La FAFMQ souscrit aux objectifs de la Loi sur les services de garde qui

visent

  • l'accessibilité des services de garde
  • le respect de la liberté de choix des parents
  • la participation des parents

Quant à la logistique de la consultation, la FAFMQ déplore les délais trop courts qui sont alloués entre la diffusion de l'énoncé et le dépôt des mémoires et la période de temps choisie: cette fois-ci, les vacances de Noël et pour la consultation précédente, ce fut pendant les vacances estivales.

La FAFMQ souscrit à fond au droit fondamental qu'a l'enfant à des services de garde de qualité.

Ce droit fondamental vient renchérir l'option de la FAFMQ selon laquelle seuls des services de garde collectifs peuvent répondre aux besoins de garde, au Québec.

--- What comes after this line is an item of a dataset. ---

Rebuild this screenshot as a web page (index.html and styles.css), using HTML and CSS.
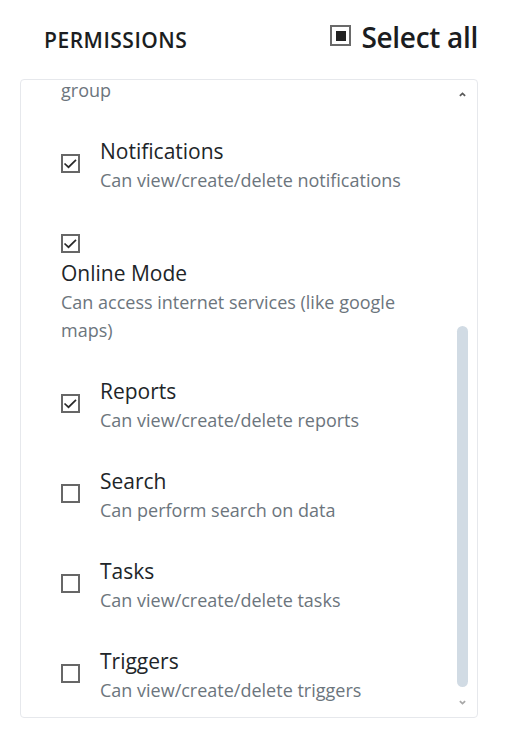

La FAFMQ reconnaît l'effort du Gouvernement dans son implication dans le dossier de la garde d'enfants et reconnaît l'importance d'une consultation publique.

A la lecture attentive du document d'orientation Pour un meilleur équilibre, la trame de fond qui se dégage, c'est un désengagement de l'Etat.

1° en subventionnant les garderies commerciales, l'Etat se désengage du réseau des services de garde comme premier responsable

  • de la qualité
  • de l'accessibilité
  • de la gratuité

2° l'Etat abonde dans un rôle de collaborateur, de partenaire - il appuie, il suggère, il veut partager avec d'autres partenaires économiques sa vocation de premier responsable des services de garde.

3° L'Etat ne croit pas à la nécessaire implantation d'un réseau de services adéquats. La volonté politique est absente.

4° L'Etat ira chercher du fédéral, nous n'en doutons pas, toutes les subventions possibles en politique de garde mais sans y mettre un engagement ferme de sa part.

5° L'Etat n'a pas de plan d'ensemble qui viserait à long terme la gratuité des services de garde.

Au contraire, telle la cigale, l'Etat valse des plus pauvres aux plus riches, voulant sauver la chèvre et le chou, sans prendre aucun engagement.

L'Etat ne répond pas aux besoins de garde des parents à revenus moyens. Le seul effort d'aide aux revenus moyens, c'est d'inclure un certain nombre de familles admissibles à une partie de l'exonération financière avec le remaniement des seuils de revenu admissible.

Mais pour les revenus élevés ! Quelle aubaine ! L'Etat double la déduction pour frais de garde et en enlève le plafond.  Une déduction royale qui va à rencontre de la philosophie fiscale de convertir en crédit d'impôt, les exemptions et déductions.

C'est un cadeau princier fait aux revenus aisés : pourquoi le Gouvernement privilégie-t-il les familles à revenus aisés dans sa politique des services de garde, par le biais de la fiscalité ?

Ces dépenses fiscales comptabilisées autrement pourraient servir à élargir l'assiette financière de la politique des services de garde. Présentement, c'est un talon d'Achille dans une politique cohérente des services de garde.

S'il y avait volonté ferme de la part du Gouvernement, celui-ci négocierait tous les avantages fiscaux et sociaux reliés à la charge d'enfants pour bâtir une véritable politique de services de garde.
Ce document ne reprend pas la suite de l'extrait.